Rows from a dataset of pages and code
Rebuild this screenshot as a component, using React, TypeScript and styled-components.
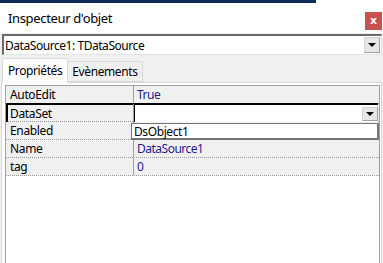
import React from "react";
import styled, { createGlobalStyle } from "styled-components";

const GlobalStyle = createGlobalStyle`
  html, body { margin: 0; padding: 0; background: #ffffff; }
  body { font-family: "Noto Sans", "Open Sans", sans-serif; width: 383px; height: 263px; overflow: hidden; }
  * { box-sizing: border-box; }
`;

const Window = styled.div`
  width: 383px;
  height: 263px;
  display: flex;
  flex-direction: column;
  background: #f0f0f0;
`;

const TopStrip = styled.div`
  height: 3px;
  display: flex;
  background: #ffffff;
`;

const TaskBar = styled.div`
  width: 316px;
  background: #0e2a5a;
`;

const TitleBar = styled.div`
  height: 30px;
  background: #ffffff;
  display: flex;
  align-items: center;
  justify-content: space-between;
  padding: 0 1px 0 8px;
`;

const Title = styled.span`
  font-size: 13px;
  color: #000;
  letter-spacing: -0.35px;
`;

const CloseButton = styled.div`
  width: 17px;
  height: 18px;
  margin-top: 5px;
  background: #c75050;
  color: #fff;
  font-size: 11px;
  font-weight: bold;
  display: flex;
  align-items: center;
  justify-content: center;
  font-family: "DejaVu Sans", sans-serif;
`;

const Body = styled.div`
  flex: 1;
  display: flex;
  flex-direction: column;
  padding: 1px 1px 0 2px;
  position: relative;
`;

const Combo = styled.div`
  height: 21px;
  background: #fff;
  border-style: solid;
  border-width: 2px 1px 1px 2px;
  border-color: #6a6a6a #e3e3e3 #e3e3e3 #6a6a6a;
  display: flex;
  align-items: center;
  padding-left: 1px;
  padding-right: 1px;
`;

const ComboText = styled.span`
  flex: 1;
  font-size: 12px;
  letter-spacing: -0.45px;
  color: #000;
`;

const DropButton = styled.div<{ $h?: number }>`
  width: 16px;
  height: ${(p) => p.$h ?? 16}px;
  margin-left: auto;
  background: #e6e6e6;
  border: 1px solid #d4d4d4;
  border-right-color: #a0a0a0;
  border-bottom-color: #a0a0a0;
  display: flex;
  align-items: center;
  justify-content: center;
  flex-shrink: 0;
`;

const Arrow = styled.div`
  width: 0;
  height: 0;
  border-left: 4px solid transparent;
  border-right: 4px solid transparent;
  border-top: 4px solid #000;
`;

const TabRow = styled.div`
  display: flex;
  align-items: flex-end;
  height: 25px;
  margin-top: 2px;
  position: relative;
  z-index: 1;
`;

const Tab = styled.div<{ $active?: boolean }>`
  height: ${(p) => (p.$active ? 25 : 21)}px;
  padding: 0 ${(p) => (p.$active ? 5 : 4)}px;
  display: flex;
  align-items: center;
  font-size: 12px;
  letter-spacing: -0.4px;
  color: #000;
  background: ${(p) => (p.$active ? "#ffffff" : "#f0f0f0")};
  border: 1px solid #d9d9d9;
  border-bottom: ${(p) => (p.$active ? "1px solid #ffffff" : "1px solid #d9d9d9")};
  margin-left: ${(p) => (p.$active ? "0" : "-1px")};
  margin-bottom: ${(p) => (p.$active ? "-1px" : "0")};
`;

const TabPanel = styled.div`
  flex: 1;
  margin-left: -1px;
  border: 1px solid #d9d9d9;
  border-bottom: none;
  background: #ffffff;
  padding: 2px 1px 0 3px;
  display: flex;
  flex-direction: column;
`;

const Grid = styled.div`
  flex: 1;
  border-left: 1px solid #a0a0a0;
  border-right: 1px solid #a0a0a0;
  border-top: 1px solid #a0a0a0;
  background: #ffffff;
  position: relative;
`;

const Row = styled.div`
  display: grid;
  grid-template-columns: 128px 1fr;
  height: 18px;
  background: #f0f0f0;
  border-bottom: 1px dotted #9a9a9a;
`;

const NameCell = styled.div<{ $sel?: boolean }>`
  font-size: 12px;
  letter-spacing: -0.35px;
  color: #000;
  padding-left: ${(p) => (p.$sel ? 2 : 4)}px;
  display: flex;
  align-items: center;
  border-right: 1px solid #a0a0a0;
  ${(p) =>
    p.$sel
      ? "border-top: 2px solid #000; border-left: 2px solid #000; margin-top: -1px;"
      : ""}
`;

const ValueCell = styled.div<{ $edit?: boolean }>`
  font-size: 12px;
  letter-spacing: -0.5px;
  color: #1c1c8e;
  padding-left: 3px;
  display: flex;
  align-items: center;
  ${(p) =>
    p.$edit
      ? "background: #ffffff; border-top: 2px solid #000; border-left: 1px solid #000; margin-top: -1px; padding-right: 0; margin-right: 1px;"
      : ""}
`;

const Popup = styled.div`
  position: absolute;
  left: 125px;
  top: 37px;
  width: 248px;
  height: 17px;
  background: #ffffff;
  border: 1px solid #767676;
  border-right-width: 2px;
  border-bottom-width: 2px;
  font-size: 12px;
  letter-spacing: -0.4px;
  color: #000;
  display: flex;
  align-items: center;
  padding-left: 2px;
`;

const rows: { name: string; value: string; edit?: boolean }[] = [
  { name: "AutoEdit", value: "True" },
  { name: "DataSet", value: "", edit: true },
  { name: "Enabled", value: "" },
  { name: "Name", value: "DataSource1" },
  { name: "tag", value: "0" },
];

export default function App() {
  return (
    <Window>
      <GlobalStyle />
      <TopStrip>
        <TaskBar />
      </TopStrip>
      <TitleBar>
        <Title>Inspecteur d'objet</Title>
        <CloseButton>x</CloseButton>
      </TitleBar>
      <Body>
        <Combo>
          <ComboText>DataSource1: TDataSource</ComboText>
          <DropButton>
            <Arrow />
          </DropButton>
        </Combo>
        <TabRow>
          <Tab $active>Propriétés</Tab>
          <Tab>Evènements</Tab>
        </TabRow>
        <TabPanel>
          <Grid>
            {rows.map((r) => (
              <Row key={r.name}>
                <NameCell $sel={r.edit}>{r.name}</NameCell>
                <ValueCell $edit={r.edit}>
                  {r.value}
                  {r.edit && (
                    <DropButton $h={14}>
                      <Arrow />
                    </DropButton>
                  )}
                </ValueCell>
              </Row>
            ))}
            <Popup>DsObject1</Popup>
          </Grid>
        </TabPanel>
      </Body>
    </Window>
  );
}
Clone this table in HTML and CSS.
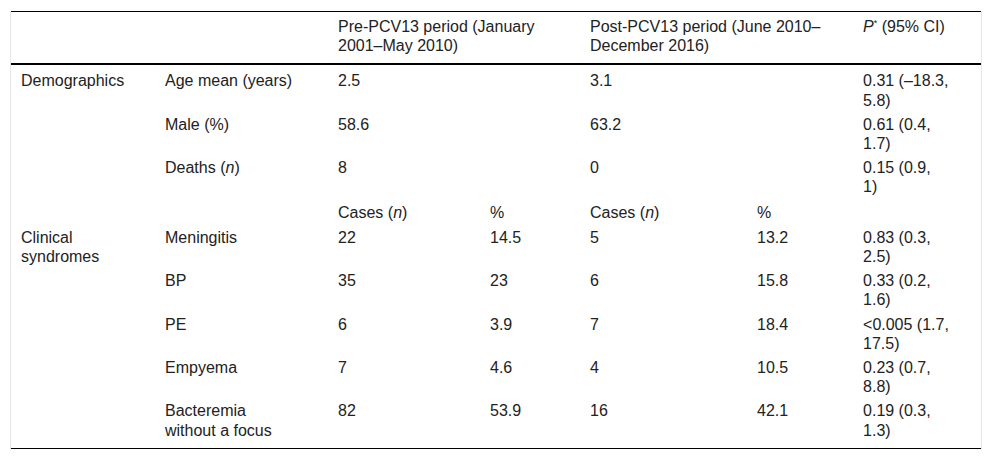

## Your instructions
Omit pictures; set down the rest of the material word for word.

## Exercise output
Rebuild this screenshot as a component, using React, TypeScript and styled-components.
import React from "react";
import styled, { createGlobalStyle } from "styled-components";

const GlobalStyle = createGlobalStyle`
  html, body { margin: 0; padding: 0; background: #ffffff; }
  body { font-family: "Noto Sans", "Open Sans", sans-serif; width: 383px; height: 263px; overflow: hidden; }
  * { box-sizing: border-box; }
`;

const Window = styled.div`
  width: 383px;
  height: 263px;
  display: flex;
  flex-direction: column;
  background: #f0f0f0;
`;

const TopStrip = styled.div`
  height: 3px;
  display: flex;
  background: #ffffff;
`;

const TaskBar = styled.div`
  width: 316px;
  background: #0e2a5a;
`;

const TitleBar = styled.div`
  height: 30px;
  background: #ffffff;
  display: flex;
  align-items: center;
  justify-content: space-between;
  padding: 0 1px 0 8px;
`;

const Title = styled.span`
  font-size: 13px;
  color: #000;
  letter-spacing: -0.35px;
`;

const CloseButton = styled.div`
  width: 17px;
  height: 18px;
  margin-top: 5px;
  background: #c75050;
  color: #fff;
  font-size: 11px;
  font-weight: bold;
  display: flex;
  align-items: center;
  justify-content: center;
  font-family: "DejaVu Sans", sans-serif;
`;

const Body = styled.div`
  flex: 1;
  display: flex;
  flex-direction: column;
  padding: 1px 1px 0 2px;
  position: relative;
`;

const Combo = styled.div`
  height: 21px;
  background: #fff;
  border-style: solid;
  border-width: 2px 1px 1px 2px;
  border-color: #6a6a6a #e3e3e3 #e3e3e3 #6a6a6a;
  display: flex;
  align-items: center;
  padding-left: 1px;
  padding-right: 1px;
`;

const ComboText = styled.span`
  flex: 1;
  font-size: 12px;
  letter-spacing: -0.45px;
  color: #000;
`;

const DropButton = styled.div<{ $h?: number }>`
  width: 16px;
  height: ${(p) => p.$h ?? 16}px;
  margin-left: auto;
  background: #e6e6e6;
  border: 1px solid #d4d4d4;
  border-right-color: #a0a0a0;
  border-bottom-color: #a0a0a0;
  display: flex;
  align-items: center;
  justify-content: center;
  flex-shrink: 0;
`;

const Arrow = styled.div`
  width: 0;
  height: 0;
  border-left: 4px solid transparent;
  border-right: 4px solid transparent;
  border-top: 4px solid #000;
`;

const TabRow = styled.div`
  display: flex;
  align-items: flex-end;
  height: 25px;
  margin-top: 2px;
  position: relative;
  z-index: 1;
`;

const Tab = styled.div<{ $active?: boolean }>`
  height: ${(p) => (p.$active ? 25 : 21)}px;
  padding: 0 ${(p) => (p.$active ? 5 : 4)}px;
  display: flex;
  align-items: center;
  font-size: 12px;
  letter-spacing: -0.4px;
  color: #000;
  background: ${(p) => (p.$active ? "#ffffff" : "#f0f0f0")};
  border: 1px solid #d9d9d9;
  border-bottom: ${(p) => (p.$active ? "1px solid #ffffff" : "1px solid #d9d9d9")};
  margin-left: ${(p) => (p.$active ? "0" : "-1px")};
  margin-bottom: ${(p) => (p.$active ? "-1px" : "0")};
`;

const TabPanel = styled.div`
  flex: 1;
  margin-left: -1px;
  border: 1px solid #d9d9d9;
  border-bottom: none;
  background: #ffffff;
  padding: 2px 1px 0 3px;
  display: flex;
  flex-direction: column;
`;

const Grid = styled.div`
  flex: 1;
  border-left: 1px solid #a0a0a0;
  border-right: 1px solid #a0a0a0;
  border-top: 1px solid #a0a0a0;
  background: #ffffff;
  position: relative;
`;

const Row = styled.div`
  display: grid;
  grid-template-columns: 128px 1fr;
  height: 18px;
  background: #f0f0f0;
  border-bottom: 1px dotted #9a9a9a;
`;

const NameCell = styled.div<{ $sel?: boolean }>`
  font-size: 12px;
  letter-spacing: -0.35px;
  color: #000;
  padding-left: ${(p) => (p.$sel ? 2 : 4)}px;
  display: flex;
  align-items: center;
  border-right: 1px solid #a0a0a0;
  ${(p) =>
    p.$sel
      ? "border-top: 2px solid #000; border-left: 2px solid #000; margin-top: -1px;"
      : ""}
`;

const ValueCell = styled.div<{ $edit?: boolean }>`
  font-size: 12px;
  letter-spacing: -0.5px;
  color: #1c1c8e;
  padding-left: 3px;
  display: flex;
  align-items: center;
  ${(p) =>
    p.$edit
      ? "background: #ffffff; border-top: 2px solid #000; border-left: 1px solid #000; margin-top: -1px; padding-right: 0; margin-right: 1px;"
      : ""}
`;

const Popup = styled.div`
  position: absolute;
  left: 125px;
  top: 37px;
  width: 248px;
  height: 17px;
  background: #ffffff;
  border: 1px solid #767676;
  border-right-width: 2px;
  border-bottom-width: 2px;
  font-size: 12px;
  letter-spacing: -0.4px;
  color: #000;
  display: flex;
  align-items: center;
  padding-left: 2px;
`;

const rows: { name: string; value: string; edit?: boolean }[] = [
  { name: "AutoEdit", value: "True" },
  { name: "DataSet", value: "", edit: true },
  { name: "Enabled", value: "" },
  { name: "Name", value: "DataSource1" },
  { name: "tag", value: "0" },
];

export default function App() {
  return (
    <Window>
      <GlobalStyle />
      <TopStrip>
        <TaskBar />
      </TopStrip>
      <TitleBar>
        <Title>Inspecteur d'objet</Title>
        <CloseButton>x</CloseButton>
      </TitleBar>
      <Body>
        <Combo>
          <ComboText>DataSource1: TDataSource</ComboText>
          <DropButton>
            <Arrow />
          </DropButton>
        </Combo>
        <TabRow>
          <Tab $active>Propriétés</Tab>
          <Tab>Evènements</Tab>
        </TabRow>
        <TabPanel>
          <Grid>
            {rows.map((r) => (
              <Row key={r.name}>
                <NameCell $sel={r.edit}>{r.name}</NameCell>
                <ValueCell $edit={r.edit}>
                  {r.value}
                  {r.edit && (
                    <DropButton $h={14}>
                      <Arrow />
                    </DropButton>
                  )}
                </ValueCell>
              </Row>
            ))}
            <Popup>DsObject1</Popup>
          </Grid>
        </TabPanel>
      </Body>
    </Window>
  );
}
Clone this table in HTML and CSS.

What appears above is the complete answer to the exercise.